I also addressed anti-discrimination policies that ignore LGBTQ employment rights. Here’s the legal background on that issue:

  • Title VII is silent: No matter how many times you read Title VII, you will not find the words “sexual orientation,” “gender identity” or any other terms that expressly include LGBTQ individuals. At least four different legislative sessions of Congress have introduced ENDA, the Employment Non-Discrimination Act, which would amend Title VII to include “sexual orientation” and “gender identity” to its list of protected classes. The first three times, the bill died in committee. The last time, in 2013, it made it to the floor of the Senate but failed to reach a vote.
  • Some states and municipalities have acted: Twenty states and the District of Columbia have their own laws that prohibit sexual orientation and gender identity discrimination in employment. Another two states prohibit just sexual orientation discrimination. Twenty-eight states have no such protections. Additionally, at least 255 cities and counties prohibit discrimination on the basis of sexual orientation and gender identity for employees.
  • The EEOC has been processing LGBTQ discrimination charges under Title VII’s sex discrimination prohibition: In July 2015, the EEOC formally announced that it would process LGBTQ charges as sex discrimination charges. According to the EEOC, “When an employee raises a claim of sexual orientation discrimination as sex discrimination under Title VII, the question is not whether sexual orientation is explicitly listed in Title VII as a prohibited basis for employment actions. … Sexual orientation discrimination is sex discrimination because it necessarily entails treating an employee less favorably because of the employee’s sex.”
  • Following the EEOC’s lead, most federal courts that have examined the issue have also concluded that Title VII’s prohibition against sex discrimination includes LGBTQ discrimination: The most notable court to weigh in is the (usually conservative) Seventh Circuit Court of Appeals, in Hively v. Ivy Tech Community College. In that court’s words: “The compelling social interest in protecting homosexuals (male and female) from discrimination justifies an admittedly loose ‘interpretation’ of the word ‘sex’ in Title VII to embrace homosexuality.” In other words, changes in society since Title VII became law in 1964 justify reinterpreting the meaning of the word “sex” using 2017’s societal norms. While most federal courts that have examined this issue agree with Hively, there are some outliers, not all courts have had the opportunity to weigh in, and the Supreme Court has not yet offered its definitive opinion.
  • The Trump administration is anti-LGBTQ protections: Most recently, the Department of Justice has offered its opinion that because Title VII is silent on the issue, it does not prohibit LGBTQ discrimination.

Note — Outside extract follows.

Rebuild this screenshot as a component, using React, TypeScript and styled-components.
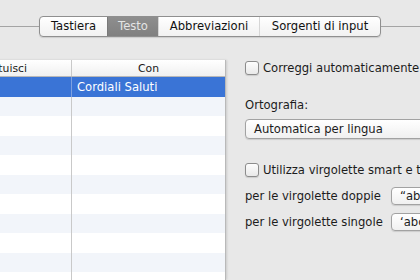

Thus, the law is far from clear as to whether it is illegal for an employer to discriminate against an employee because of that employee’s sexual orientation or gender identity, although (Trump’s DOJ notwithstanding), it is trending in that direction.

After explaining “the law,” I issued this challenge to webinar attendees: “Be on the right side of history.”

When LGBTQ discrimination becomes universally illegal in the United States (and it will), and history looks back on this era during which this brand of discrimination was questionably legal, on what side of history do you want to be as an employer? The side that condoned (or, worse yet, participated in) this discrimination, or the side that took a stand against it?

Let me make this very clear. There is no good reason to justify anyone being against protecting LGBTQ civil rights.

Your best-case scenario? You don’t like LGBTQ people. Even if I give you every benefit of every doubt, that’s as good as it’s going to get for you if you come out against LGBTQ civil rights.

Worst case? You’re an evil, hate-mongering bigot.

If you doubt me, in place of “LGBTQ,” substitute “African-American,” or “women” or “Jews.”

How does your denial of equal rights sound now? Are you still comfortable with your position?

So, I ask again, on what side of history do you want to be? I know my answer.

No matter how many times you read Title VII, you will not find the words “sexual orientation,” “gender identity” or any other terms that expressly include LGBTQ individuals.